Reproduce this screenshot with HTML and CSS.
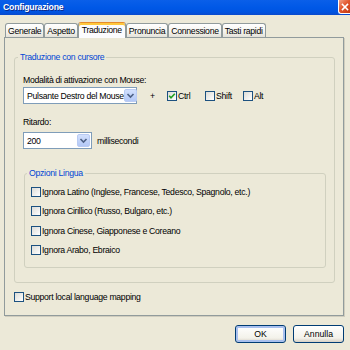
FILE: index.html
```html
<!DOCTYPE html>
<html lang="it">
<head>
  <meta charset="UTF-8">
  <title>Configurazione</title>
  <link rel="stylesheet" href="styles.css">
</head>
<body>
  <div class="window">
    <div class="titlebar">
      <span class="title">Configurazione</span>
      <span class="close">
        <svg width="10" height="10" viewBox="0 0 10 10"><path d="M2.5 2.5 L7.5 7.5 M7.5 2.5 L2.5 7.5" stroke="#fff" stroke-width="1.6" stroke-linecap="square"/></svg>
      </span>
    </div>
    <div class="main">
      <div class="tabs">
        <div class="tab">Generale</div>
        <div class="tab">Aspetto</div>
        <div class="tab active">Traduzione</div>
        <div class="tab">Pronuncia</div>
        <div class="tab">Connessione</div>
        <div class="tab">Tasti rapidi</div>
      </div>
      <div class="panel">
        <fieldset class="group outer">
          <legend>Traduzione con cursore</legend>
          <div class="label">Modalità di attivazione con Mouse:</div>
          <div class="row">
            <div class="combo wide">
              <span>Pulsante Destro del Mouse</span>
              <span class="drop"><svg width="11" height="11" viewBox="0 0 11 11"><path d="M2.5 4 L5.5 7 L8.5 4" fill="none" stroke="#4D6185" stroke-width="1.6"/></svg></span>
            </div>
            <span class="plus">+</span>
            <label class="check opt"><span class="box"><svg width="8" height="8" viewBox="0 0 8 8"><path d="M1.2 3.8 L3 5.8 L6.8 1.8" fill="none" stroke="#21A121" stroke-width="1.6"/></svg></span>Ctrl</label>
            <label class="check opt"><span class="box"></span>Shift</label>
            <label class="check opt"><span class="box"></span>Alt</label>
          </div>
          <div class="label delay">Ritardo:</div>
          <div class="row">
            <div class="combo short">
              <span>200</span>
              <span class="drop"><svg width="11" height="11" viewBox="0 0 11 11"><path d="M2.5 4 L5.5 7 L8.5 4" fill="none" stroke="#4D6185" stroke-width="1.6"/></svg></span>
            </div>
            <span class="unit">millisecondi</span>
          </div>
          <fieldset class="group inner">
            <legend>Opzioni Lingua</legend>
            <label class="check line"><span class="box"></span>Ignora Latino (Inglese, Francese, Tedesco, Spagnolo, etc.)</label>
            <label class="check line"><span class="box"></span>Ignora Cirillico (Russo, Bulgaro, etc.)</label>
            <label class="check line"><span class="box"></span>Ignora Cinese, Giapponese e Coreano</label>
            <label class="check line"><span class="box"></span>Ignora Arabo, Ebraico</label>
          </fieldset>
        </fieldset>
        <label class="check support"><span class="box"></span>Support local language mapping</label>
      </div>
      <div class="buttons">
        <button class="btn default">OK</button>
        <button class="btn">Annulla</button>
      </div>
    </div>
  </div>
</body>
</html>
```

FILE: styles.css
```css
body {
  margin: 0;
  background: #ECE9D8;
  font-family: "Liberation Sans", Arial, sans-serif;
  font-size: 8.7px;
  letter-spacing: -0.3px;
  color: #000;
}
.window {
  width: 350px;
  height: 350px;
  display: flex;
  flex-direction: column;
  overflow: hidden;
}
.titlebar {
  height: 15px;
  display: flex;
  align-items: flex-start;
  justify-content: space-between;
  padding-left: 3px;
  background: linear-gradient(#0A5FE9, #0058E6 50%, #0054E1 80%, #0A4ACC);
}
.title {
  color: #fff;
  font-weight: bold;
  font-size: 8.7px;
  letter-spacing: -0.2px;
  line-height: 14px;
  text-shadow: 1px 1px #0B2A8C;
}
.close {
  width: 12px;
  height: 14px;
  box-sizing: border-box;
  display: flex;
  align-items: center;
  justify-content: center;
  border-left: 1px solid #fff;
  border-bottom: 1px solid #fff;
  border-radius: 0 0 0 3px;
  background: linear-gradient(135deg, #F2A286, #E2582E 45%, #C43A12);
}
.main {
  flex: 1;
  padding: 7px 6px 0 4px;
}
.tabs {
  display: flex;
  align-items: flex-end;
  padding-left: 1px;
  position: relative;
  z-index: 2;
}
.tab {
  height: 13px;
  line-height: 14px;
  padding: 0 2px;
  border: 1px solid #919B9C;
  border-bottom: none;
  border-radius: 3px 3px 0 0;
  background: linear-gradient(#FFFFFF, #F4F3EE 60%, #E4E2D9);
  white-space: nowrap;
}
.tab.active {
  height: 15px;
  line-height: 15px;
  margin-bottom: -1px;
  padding: 0 3px;
  background: #FCFCFE;
  border-top-color: #E68B2C;
  box-shadow: inset 0 2px 0 #FFC83C;
}
.panel {
  border: 1px solid #919B9C;
  box-shadow: 1px 1px 0 #D0CDBE;
  padding-bottom: 11px;
}
.group {
  border: 1px solid #D0D0BF;
  border-radius: 3px;
  min-width: 0;
}
.group legend {
  color: #0046D5;
  line-height: 12px;
  padding: 0 2px;
}
.outer {
  margin: 13px 8px 0 9px;
  padding: 11px 0 14px 8px;
}
.outer > legend {
  margin-left: -5px;
}
.inner {
  margin: 18px 8px 0 1px;
  padding: 3px 0 7px 6px;
}
.inner > legend {
  margin-left: -4px;
}
.label {
  line-height: 12px;
}
.label.delay {
  margin-top: 12px;
}
.row {
  display: flex;
  align-items: center;
  margin-top: 1px;
}
.label.delay + .row {
  margin-top: 4px;
}
.combo {
  height: 17px;
  box-sizing: border-box;
  border: 1px solid #7F9DB9;
  background: #fff;
  display: flex;
  align-items: center;
  padding-left: 3px;
  white-space: nowrap;
}
.combo.wide {
  width: 114px;
}
.combo.short {
  width: 69px;
}
.drop {
  margin-left: auto;
  margin-right: 1px;
  width: 13px;
  height: 13px;
  box-sizing: border-box;
  border: 1px solid #B9CBF3;
  border-radius: 2px;
  background: linear-gradient(#D2E0FD, #B3C8F6);
  display: flex;
  align-items: center;
  justify-content: center;
}
.plus {
  margin-left: 13px;
  width: 17px;
}
.unit {
  margin-left: 5px;
}
.check {
  display: flex;
  align-items: center;
  white-space: nowrap;
}
.box {
  width: 10px;
  height: 10px;
  box-sizing: border-box;
  margin-right: 1px;
  border: 1px solid #1C5180;
  background: linear-gradient(135deg, #DCDCD7, #FFFFFF);
  display: flex;
  align-items: center;
  justify-content: center;
}
.opt {
  width: 38px;
}
.line {
  height: 19.5px;
}
.support {
  height: 14px;
  margin: 7px 0 0 9px;
}
.buttons {
  display: flex;
  justify-content: flex-end;
  gap: 7px;
  margin-top: 9px;
}
.btn {
  width: 51px;
  height: 18px;
  padding: 0;
  font: inherit;
  color: #000;
  border: 1px solid #003C74;
  border-radius: 3px;
  background: linear-gradient(#FFFFFF, #F3F2EA 75%, #D6D0C5);
}
.btn.default {
  box-shadow: inset 0 0 0 2px #A9C0EE;
}
```
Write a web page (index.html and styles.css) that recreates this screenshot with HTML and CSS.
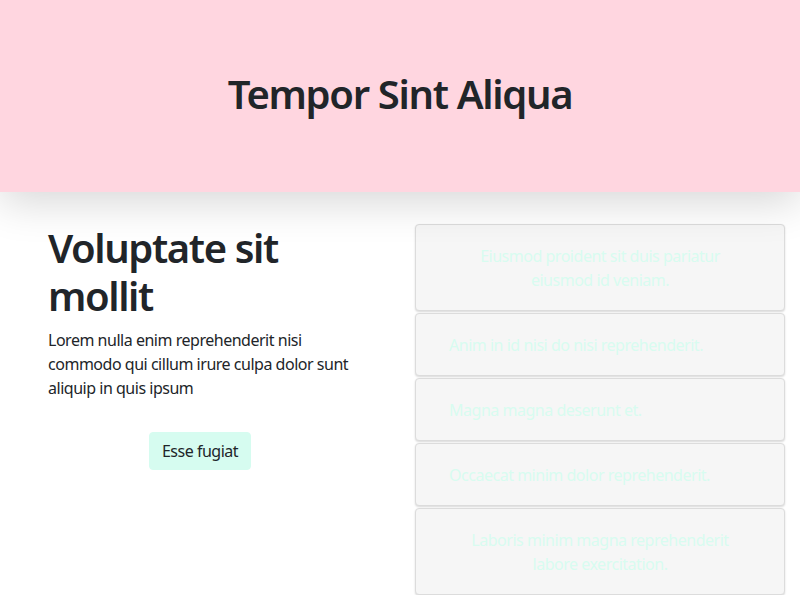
FILE: index.html
```html
<!DOCTYPE html>
<html lang="en">
<head>
<meta charset="utf-8">
<title>Tempor Sint Aliqua</title>
<link rel="stylesheet" href="styles.css">
</head>
<body>
<header class="hero">
  <h1 class="hero-title">Tempor Sint Aliqua</h1>
</header>
<main class="content">
  <section class="intro">
    <h2 class="intro-title">Voluptate sit mollit</h2>
    <p class="intro-text">Lorem nulla enim reprehenderit nisi commodo qui cillum irure culpa dolor sunt aliquip in quis ipsum</p>
    <div class="intro-action">
      <button class="btn" type="button">Esse fugiat</button>
    </div>
  </section>
  <section class="cards">
    <div class="card card-center">Eiusmod proident sit duis pariatur eiusmod id veniam.</div>
    <div class="card">Anim in id nisi do nisi reprehenderit.</div>
    <div class="card">Magna magna deserunt et.</div>
    <div class="card">Occaecat minim dolor reprehenderit.</div>
    <div class="card card-center">Laboris minim magna reprehenderit labore exercitation.</div>
  </section>
</main>
</body>
</html>
```
FILE: styles.css
```css
* { box-sizing: border-box; }
html, body {
  margin: 0;
  padding: 0;
  background: #ffffff;
}
body {
  font-family: "Segoe UI", "Noto Sans", "Open Sans", sans-serif;
  font-size: 16px;
  line-height: 1.5;
  letter-spacing: -0.03em;
  color: #212529;
  overflow: hidden;
}
.hero {
  position: relative;
  z-index: 2;
  height: 192px;
  background: #ffd6e0;
  display: flex;
  align-items: center;
  justify-content: center;
  box-shadow: 0 10px 40px rgba(0, 0, 0, 0.16);
}
.hero-title {
  margin: 0 0 4px;
  font-size: 40px;
  font-weight: 600;
  line-height: 1.2;
  letter-spacing: -0.033em;
}
.content {
  display: grid;
  grid-template-columns: 400px 400px;
}
.intro {
  padding: 32px 48px;
}
.intro-title {
  margin: 0 0 8px;
  font-size: 40px;
  font-weight: 600;
  line-height: 1.2;
  letter-spacing: -0.035em;
}
.intro-text {
  margin: 0 0 16px;
}
.intro-action {
  margin-top: 32px;
  text-align: center;
}
.btn {
  font: inherit;
  letter-spacing: inherit;
  color: #212529;
  background: #d6fcf0;
  border: 1px solid #d6fcf0;
  border-radius: 4px;
  padding: 6px 12px;
  line-height: 24px;
}
.cards {
  padding: 32px 15px 0;
  display: flex;
  flex-direction: column;
  gap: 2px;
}
.card {
  background: #f6f6f6;
  border: 1px solid #dcdcdc;
  border-radius: 4px;
  box-shadow: 0 1px 2px rgba(0, 0, 0, 0.15);
  padding: 18.5px 33px;
  color: #d8fcf0;
  line-height: 24px;
}
.card-center {
  text-align: center;
  padding-left: 50px;
  padding-right: 50px;
}
```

### WHAT TO WORK ON
Filter the records above for lines containing the word "styles", and copy those lines.

### OUTPUT FOR THIS TASK
  <link rel="stylesheet" href="styles.css">
FILE: styles.css
Write a web page (index.html and styles.css) that recreates this screenshot with HTML and CSS.
<link rel="stylesheet" href="styles.css">
FILE: styles.css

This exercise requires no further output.